In the meantime, you can learn more about the city’s early Black community by browsing through some of the Library Company’s past digital exhibitions, including Black Founders: The Free Black Community in the Early Republic and From Negro Pasts to Afro-Futures: Black Creative Re-imaginings.

 

Seal of the National Endowment for the Humanities

Any views, findings, conclusions, or recommendations expressed in this blog post do not necessarily represent those of the National Endowment for the Humanities.

 

[i] For instance, see page 180 in Sean D. Moore, Slavery and the Making of Early American Libraries: British Literature, Political Thought, and the Transatlantic Book Trade 1731-1814 (Oxford, UK: Oxford University Press, 2019).

[ii] For much more about the Absalom Jones’ and Richard Allen’s “Narrative,” see Richard S. Newman, Freedom’s Prophet: Bishop Richard Allen, the AME Church, and the Black Founding Fathers (New York: New York University Press, 2008) and Richard Newman, Patrick Rael, Philip Lapsansky, eds., Pamphlets of Protest: An Anthology of Early African-American Protest Literature, 1790-1860 (New York and London: Routledge, 2001).

[iii] Joseph Willson, Sketches of the Higher Classes of Colored Society in Philadelphia by a Southerner (Philadelphia: Merrihew and Thompson, printers, 1841).
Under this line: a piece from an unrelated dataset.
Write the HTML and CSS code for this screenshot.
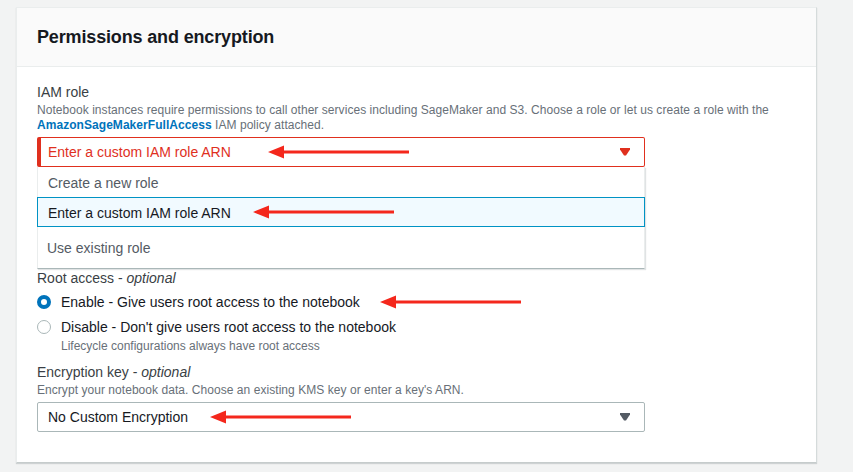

For more about Black literary societies, see Elizabeth McHenry, Forgotten Readers: Recovering the Lost History of African American Literary Societies (Durham, NC: Duke University Press, 2002).

[iv] Willson, pages 98-99.

[v] Librarian George M. Abbot mentioned Margaret Gibbs at least twice in his history of the Library Company. When he joined staff in 1863, Abbot says he was one of three staff: “Mr. [Lloyd P.] Smith, myself, and an old colored woman, Margaret Gibbs, the latter attending to the cleaning” (p. 21). He also mentions Gibbs on page 22, saying she believed that a ghost wandered the galleries and once struck her niece “who was helping her” with a cane. George Maurice Abbot, A Short History of the Library Company of Philadelphia (Philadelphia: Library Company of Philadelphia, 1913).